The first half of this course will compare transitional justice processes in the Balkans and Rwanda. The second half of the course will compare reconciliation processes between Indigenous communities, mainline churches, and governments in Australia, Canada and the US, to address one hundred years of child removal, institutionalization and cultural genocide of Indigenous communities. The historical role of the Church as advocate, bystander or perpetrator, will be explored, and more recent forms of public apology, reparations and attempted healing between communities. Students will have an opportunity throughout the course to apply frameworks of transitional justice and reconciliation to their own contexts.

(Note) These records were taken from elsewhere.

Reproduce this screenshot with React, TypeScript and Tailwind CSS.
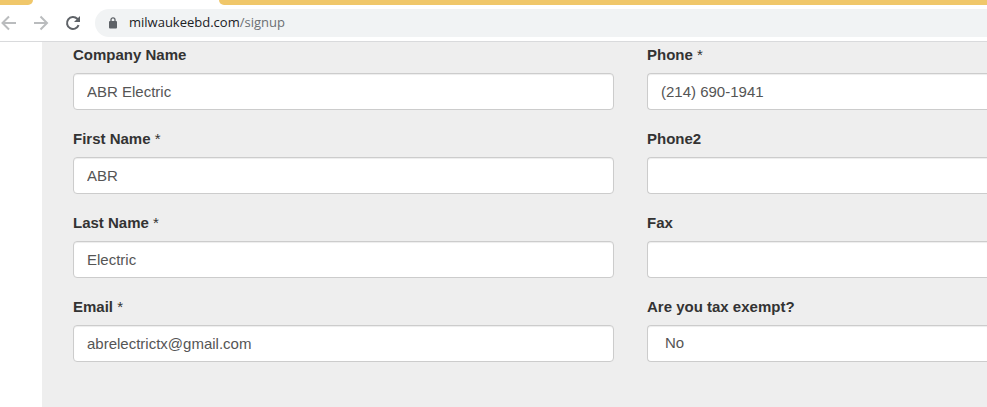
import { clsx } from "clsx"

interface Field {
  id: string
  label: string
  required?: boolean
  value?: string
  type?: string
  options?: string[]
}

const contactFields: Field[] = [
  { id: "company", label: "Company Name", value: "ABR Electric" },
  { id: "firstName", label: "First Name", required: true, value: "ABR" },
  { id: "lastName", label: "Last Name", required: true, value: "Electric" },
  { id: "email", label: "Email", required: true, value: "abrelectrictx@gmail.com", type: "email" },
]

const phoneFields: Field[] = [
  { id: "phone", label: "Phone", required: true, value: "(214) 690-1941", type: "tel" },
  { id: "phone2", label: "Phone2", type: "tel" },
  { id: "fax", label: "Fax", type: "tel" },
  { id: "taxExempt", label: "Are you tax exempt?", options: ["No", "Yes"] },
]

function TabStrip() {
  return (
    <div className="flex h-[5px] bg-white">
      <div className="w-[33px] rounded-br-[5px] bg-[#f0c76a]" />
      <div className="w-[186px]" />
      <div className="flex-1 rounded-bl-[5px] bg-[#f0c76a]" />
    </div>
  )
}

function Toolbar() {
  return (
    <div className="flex h-[37px] items-center border-b border-[#d9dadc] bg-white">
      <button type="button" aria-label="Back" className="w-[17px]">
        <svg width="17" height="16" viewBox="0 0 17 16" fill="none" stroke="#babcbe" strokeWidth="2">
          <path d="M16 8H3M9 1.5L2.5 8L9 14.5" />
        </svg>
      </button>
      <button type="button" aria-label="Forward" className="ml-4 w-4">
        <svg width="16" height="16" viewBox="0 0 16 16" fill="none" stroke="#babcbe" strokeWidth="2">
          <path d="M1 8H14M7.5 1.5L14 8L7.5 14.5" />
        </svg>
      </button>
      <button type="button" aria-label="Reload" className="ml-4 w-4">
        <svg width="16" height="16" viewBox="0 0 16 16" fill="none">
          <path d="M13.6 10.2A6 6 0 1 1 12.3 3.8L13 4.5" stroke="#5f6368" strokeWidth="2" />
          <path d="M15 1V7H9Z" fill="#5f6368" />
        </svg>
      </button>
      <div className="ml-[14px] flex h-7 flex-1 items-center rounded-l-full bg-[#f1f3f4] pl-[14px]">
        <svg width="8" height="12" viewBox="0 0 8 12" fill="none">
          <path d="M2 5V2.8a2 2 0 0 1 4 0V5" stroke="#5f6368" strokeWidth="1.3" />
          <rect y="4" width="8" height="7.5" rx="1" fill="#5f6368" />
        </svg>
        <a href="#signup" className="ml-3 font-['Open_Sans',sans-serif] text-[13px] text-[#202124]">
          milwaukeebd.com<span className="text-[#6b6f73]">/signup</span>
        </a>
      </div>
    </div>
  )
}

function FormField({ field, cutOff }: { field: Field; cutOff?: boolean }) {
  const control = clsx(
    "h-[37px] w-full appearance-none border border-[#cccccc] bg-white text-[15px] text-[#555555] shadow-[inset_0_1px_1px_rgba(0,0,0,0.075)] outline-none",
    cutOff ? "rounded-l border-r-0" : "rounded",
    field.options ? "px-[17px]" : "px-[13px]"
  )

  return (
    <div className="flex flex-col gap-2">
      <label htmlFor={field.id} className="text-[15px] leading-5 font-bold text-[#333333]">
        {field.label}
        {field.required && <span className="font-normal"> *</span>}
      </label>
      {field.options ? (
        <select id={field.id} className={control}>
          {field.options.map((option) => (
            <option key={option}>{option}</option>
          ))}
        </select>
      ) : (
        <input id={field.id} type={field.type ?? "text"} defaultValue={field.value} className={control} />
      )}
    </div>
  )
}

export default function App() {
  return (
    <div className="flex min-h-screen flex-col bg-white font-['Liberation_Sans',Arial,sans-serif]">
      <TabStrip />
      <Toolbar />
      <form className="ml-[42px] grid flex-1 grid-cols-[541fr_340fr] content-start gap-x-[33px] bg-[#eeeeee] pt-[3px] pb-11 pl-[31px]">
        <div className="flex flex-col gap-[19px]">
          {contactFields.map((field) => (
            <FormField key={field.id} field={field} />
          ))}
        </div>
        <div className="flex flex-col gap-[19px]">
          {phoneFields.map((field) => (
            <FormField key={field.id} field={field} cutOff />
          ))}
        </div>
      </form>
    </div>
  )
}
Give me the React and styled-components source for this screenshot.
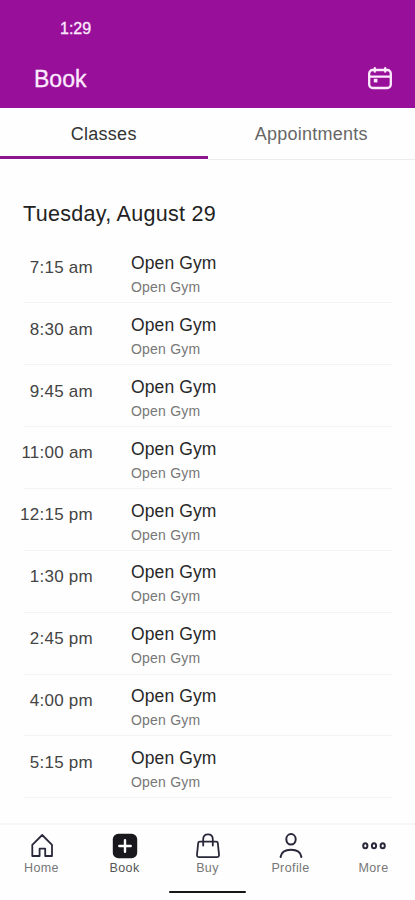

5. TS 877, Mon. 6:30-9:15PM: The Principles and Practices of Restorative Justice with Tom Porter


This course explores the needs of key stakeholders in a justice system (victims, offenders, communities, government officials), outlines the basic principles and values of restorative justice with comparisons to the principles and values of retributive justice, and introduces some of the primary models of practice. It also identifies challenges to restorative justice. These discussions will takes place in the context of secular and religious understandings of justice. The course is organized around the issue of crime and harm within a western legal context. However, attention is given to applications and lessons from other contexts. Of particular interest is the contribution of traditional or indigenous approaches to justice as well as applications in post-conflict situations, such as South Africa. The class will include presentations by the instructor, class discussion of the assigned reading, conversations with victims, offenders and community members, and role plays of different practices. The class meets at the School of Theology and will include students from both the Law School and the School of Theology. Students will be graded on the basis of their written work and classroom performance. There will be no final exam.

6.  TS 855, M-F Jan. 9-13: Sexuality Issues for Religious Professionals with Dr. Alford

This course is designed to offer students the knowledge and skills they need to address sexuality issues in their future ministries. The course will begin with opportunities for students to reflect on their own sexuality attitudes, values, and beliefs, as well as how their sexual identity and personal sexual history may affect their ministry. The course will cover the foundational knowledge about sexuality issues, the interrelationship of sexuality and religion, and opportunities for the development of skills to provide counseling, education, preaching, and public witness on sexuality issues.